Of course the key to successful prescriptive analytics is to measure the effectiveness of the recommendations. In this case, we’d want to know the results of the farmer’s weed spraying campaign so that we can measure how effective it was, and use the results to fine-tune our analytic models.
Lesson #3: Create a Use Case Roadmap
“The best way to guarantee that you don’t solve any problems, is to try to solve them all”
Because of the bounty of opportunities against which to apply data and analytics in order to optimize key operational processes, organizations need to embrace the power of prioritization and focus (see the blog “Big Data Success: Prioritize Important Over Urgent”). The results of prioritizing and focusing will yield a use case roadmap that addresses both cost savings and revenue (yield) improvement, but on a use case-by-use case basis (see Figure 4).
Figure 4 provides a use case roadmap for how farmers can leverage big data to improve yields (increase yields by 40%) and reduces costs (decrease costs by 20%), but does it one a use case-by-use case basis. The big bang effect – spending 5+ years and $15M+ before realizing any financial benefits – have gone the way of ERP implementations.
Instead, organizations have an opportunity to build out their big data architectures, technologies, data science and data lake one ROI-positive use case at a time.
Lesson #4: Make it about the money!
“I don’t care about the 3 V’s of Big Data; show me the 4 M’s of Big Data: Make me more money!”
In the end, big data is about the 4 M’s of Big Data: “Make Me More Money” (see Figure 5).

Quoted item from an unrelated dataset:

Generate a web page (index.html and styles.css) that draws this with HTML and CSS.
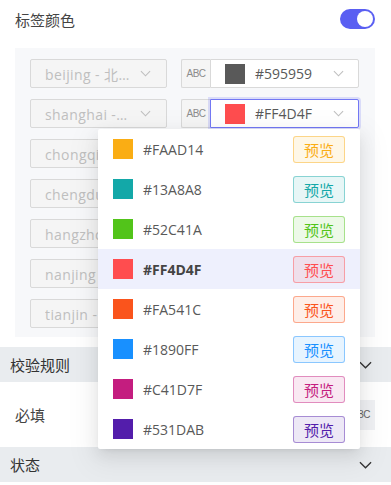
FILE: index.html
```html
<!DOCTYPE html>
<html lang="zh-CN">
<head>
    <meta charset="UTF-8">
    <meta name="viewport" content="width=device-width, initial-scale=1.0">
    <title>标签颜色</title>
    <link rel="stylesheet" href="styles.css">
</head>
<body>

    <div id="page">
        <div class="field-head">
            <span class="field-title">标签颜色</span>
            <span class="switch"><span class="switch-knob"></span></span>
        </div>

        <div class="panel">
            <div class="row">
                <div class="select disabled"><span class="select-text">beijing - 北京</span><svg class="arrow" viewBox="0 0 12 7"><polyline points="1,1 6,6 11,1"/></svg></div>
                <div class="addon">ABC</div>
                <div class="select color"><span class="swatch" style="background:#595959"></span><span class="select-text">#595959</span><svg class="arrow" viewBox="0 0 12 7"><polyline points="1,1 6,6 11,1"/></svg></div>
            </div>
            <div class="row">
                <div class="select disabled"><span class="select-text">shanghai - 上海</span><svg class="arrow" viewBox="0 0 12 7"><polyline points="1,1 6,6 11,1"/></svg></div>
                <div class="addon">ABC</div>
                <div class="select color focused"><span class="swatch" style="background:#FF4D4F"></span><span class="select-text">#FF4D4F</span><svg class="arrow" viewBox="0 0 12 7"><polyline points="1,1 6,6 11,1"/></svg></div>
            </div>
            <div class="row">
                <div class="select disabled"><span class="select-text">chongqing - 重庆</span><svg class="arrow" viewBox="0 0 12 7"><polyline points="1,1 6,6 11,1"/></svg></div>
                <div class="addon">ABC</div>
                <div class="select color"><span class="swatch" style="background:#FAAD14"></span><span class="select-text">#FAAD14</span><svg class="arrow" viewBox="0 0 12 7"><polyline points="1,1 6,6 11,1"/></svg></div>
            </div>
            <div class="row">
                <div class="select disabled"><span class="select-text">chengdu - 成都</span><svg class="arrow" viewBox="0 0 12 7"><polyline points="1,1 6,6 11,1"/></svg></div>
                <div class="addon">ABC</div>
                <div class="select color"><span class="swatch" style="background:#13A8A8"></span><span class="select-text">#13A8A8</span><svg class="arrow" viewBox="0 0 12 7"><polyline points="1,1 6,6 11,1"/></svg></div>
            </div>
            <div class="row">
                <div class="select disabled"><span class="select-text">hangzhou - 杭州</span><svg class="arrow" viewBox="0 0 12 7"><polyline points="1,1 6,6 11,1"/></svg></div>
                <div class="addon">ABC</div>
                <div class="select color"><span class="swatch" style="background:#52C41A"></span><span class="select-text">#52C41A</span><svg class="arrow" viewBox="0 0 12 7"><polyline points="1,1 6,6 11,1"/></svg></div>
            </div>
            <div class="row">
                <div class="select disabled"><span class="select-text">nanjing - 南京</span><svg class="arrow" viewBox="0 0 12 7"><polyline points="1,1 6,6 11,1"/></svg></div>
                <div class="addon">ABC</div>
                <div class="select color"><span class="swatch" style="background:#1890FF"></span><span class="select-text">#1890FF</span><svg class="arrow" viewBox="0 0 12 7"><polyline points="1,1 6,6 11,1"/></svg></div>
            </div>
            <div class="row">
                <div class="select disabled"><span class="select-text">tianjin - 天津</span><svg class="arrow" viewBox="0 0 12 7"><polyline points="1,1 6,6 11,1"/></svg></div>
                <div class="addon">ABC</div>
                <div class="select color"><span class="swatch" style="background:#C41D7F"></span><span class="select-text">#C41D7F</span><svg class="arrow" viewBox="0 0 12 7"><polyline points="1,1 6,6 11,1"/></svg></div>
            </div>
        </div>

        <div class="section-head">
            <span>校验规则</span>
            <svg class="section-arrow" viewBox="0 0 14 8"><polyline points="1,1 7,7 13,1"/></svg>
        </div>
        <div class="section-row">
            <span>必填</span>
            <div class="addon tall">ABC</div>
        </div>
        <div class="section-head">
            <span>状态</span>
            <svg class="section-arrow" viewBox="0 0 14 8"><polyline points="1,1 7,7 13,1"/></svg>
        </div>

        <!-- 颜色下拉框 -->
        <div class="dropdown">
            <div class="option"><span class="swatch" style="background:#FAAD14"></span><span class="option-text">#FAAD14</span><span class="tag" style="color:#FAAD14;background:#FAAD141a;border-color:#FAAD1473">预览</span></div>
            <div class="option"><span class="swatch" style="background:#13A8A8"></span><span class="option-text">#13A8A8</span><span class="tag" style="color:#13A8A8;background:#13A8A81a;border-color:#13A8A873">预览</span></div>
            <div class="option"><span class="swatch" style="background:#52C41A"></span><span class="option-text">#52C41A</span><span class="tag" style="color:#52C41A;background:#52C41A1a;border-color:#52C41A73">预览</span></div>
            <div class="option selected"><span class="swatch" style="background:#FF4D4F"></span><span class="option-text">#FF4D4F</span><span class="tag" style="color:#FF4D4F;background:#FF4D4F1a;border-color:#FF4D4F73">预览</span></div>
            <div class="option"><span class="swatch" style="background:#FA541C"></span><span class="option-text">#FA541C</span><span class="tag" style="color:#FA541C;background:#FA541C1a;border-color:#FA541C73">预览</span></div>
            <div class="option"><span class="swatch" style="background:#1890FF"></span><span class="option-text">#1890FF</span><span class="tag" style="color:#1890FF;background:#1890FF1a;border-color:#1890FF73">预览</span></div>
            <div class="option"><span class="swatch" style="background:#C41D7F"></span><span class="option-text">#C41D7F</span><span class="tag" style="color:#C41D7F;background:#C41D7F1a;border-color:#C41D7F73">预览</span></div>
            <div class="option"><span class="swatch" style="background:#531DAB"></span><span class="option-text">#531DAB</span><span class="tag" style="color:#531DAB;background:#531DAB1a;border-color:#531DAB73">预览</span></div>
        </div>
    </div>

</body>
</html>
```

FILE: styles.css
```css
body {
    margin: 0;
    padding: 0;
    font-family: "Open Sans", "Noto Sans CJK SC", sans-serif;
    font-size: 14px;
    color: #333;
    background-color: #fff;
}

#page {
    position: relative;
    height: 485px;
    overflow: hidden;
}

.field-head {
    display: flex;
    align-items: center;
    justify-content: space-between;
    height: 20px;
    padding: 9px 16px 0 15px;
    margin-bottom: 19px;
}

.field-title {
    font-size: 15px;
    color: #444;
}

.switch {
    width: 35px;
    height: 20px;
    border-radius: 10px;
    background-color: #5a5ff2;
    display: flex;
    align-items: center;
    justify-content: flex-end;
    padding: 0 2px;
    box-sizing: border-box;
}

.switch-knob {
    width: 16px;
    height: 16px;
    border-radius: 50%;
    background-color: #fff;
}

.panel {
    margin: 0 16px 0 15px;
    padding: 11px 16px 9px 15px;
    background-color: #f7f8fa;
    display: flex;
    flex-direction: column;
    gap: 11px;
}

.row {
    display: flex;
    height: 29px;
}

.select {
    display: flex;
    align-items: center;
    box-sizing: border-box;
    height: 29px;
    border: 1px solid #d9d9d9;
    border-radius: 2px;
    background-color: #fff;
}

.select.disabled {
    width: 137px;
    margin-right: 14px;
    padding: 0 15px 0 14px;
    background-color: #f5f5f5;
    color: #bfbfbf;
    letter-spacing: 0.4px;
}

.select-text {
    flex: 1;
    min-width: 0;
    white-space: nowrap;
    overflow: hidden;
    text-overflow: ellipsis;
}

.arrow {
    width: 11px;
    height: 7px;
    margin-left: 9px;
    fill: none;
    stroke: #bfbfbf;
    stroke-width: 1.2;
}

.addon {
    width: 29px;
    height: 29px;
    box-sizing: border-box;
    border: 1px solid #d9d9d9;
    border-right: none;
    border-radius: 2px 0 0 2px;
    background-color: #f5f5f5;
    color: #8c8c8c;
    font-family: "Liberation Sans", sans-serif;
    font-size: 10px;
    letter-spacing: -0.6px;
    display: flex;
    align-items: center;
    justify-content: center;
}

.select.color {
    width: 149px;
    padding: 0 14px 0 14px;
    border-radius: 0 2px 2px 0;
    color: #595959;
}

.select.color .arrow {
    margin-left: 0;
}

.select.focused {
    border-color: #7378f4;
    box-shadow: 0 0 0 2px rgba(90, 95, 242, 0.18);
}

.swatch {
    width: 20px;
    height: 20px;
    margin-right: 10px;
    flex-shrink: 0;
}

.section-head {
    display: flex;
    align-items: center;
    justify-content: space-between;
    height: 35px;
    padding: 0 19px 0 10px;
    background-color: #e9ecef;
    font-size: 15px;
    color: #333;
}

.panel + .section-head {
    margin-top: 10px;
}

.section-arrow {
    width: 13px;
    height: 8px;
    fill: none;
    stroke: #333;
    stroke-width: 1.4;
}

.section-row {
    display: flex;
    align-items: center;
    justify-content: space-between;
    height: 65px;
    padding: 0 16px 0 15px;
    font-size: 15px;
    color: #444;
}

.addon.tall {
    height: 30px;
    border: none;
    background-color: #f0f1f4;
    color: #666;
}

.dropdown {
    position: absolute;
    left: 98px;
    top: 129px;
    width: 262px;
    background-color: #fff;
    border-radius: 2px;
    box-shadow: 0 3px 6px -4px rgba(0, 0, 0, 0.12), 0 6px 16px 0 rgba(0, 0, 0, 0.08), 0 9px 28px 8px rgba(0, 0, 0, 0.05);
}

.option {
    display: flex;
    align-items: center;
    height: 40px;
    padding: 0 15px;
    color: #595959;
}

.option.selected {
    background-color: #eef0fd;
    font-weight: 700;
    color: #444;
}

.option-text {
    flex: 1;
}

.tag {
    width: 52px;
    height: 27px;
    box-sizing: border-box;
    border: 1px solid;
    border-radius: 3px;
    display: flex;
    align-items: center;
    justify-content: center;
    font-weight: 400;
    font-size: 15px;
}
```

For example, crop establishment requires farmers to make critical planting decisions including how to plant (e.g., pre-germination, seeding depth, broadcasting) given different soil situations (e.g., wet, dry, soil acidity, soil composition), seed rates, replanting options and pest control.
Figure 6 shows the analytics that not only provides recommendations across the different crop stand variables and decisions, but even shows an estimate as to the financial impact of those decisions.
Now if that’s not a “Make Me More Money” analysis, then I don’t know what is!
Aglytix Summary
Big Data is starting to show up everywhere, and is no longer just the dominion of large organizations. This is the democratization of big data, where organizations of any size can leverage data and analytics to power their business models and win against larger competitors. The big data revolution will truly be in full swing when organizations of all sizes embrace analytics as a business discipline (think “Big Data MBA”), and not just something that IT does for them.
Also, I will be speaking at the PrecisionAg Conference October 12 in Phoenix. I expect to again be meeting some truly brilliant people!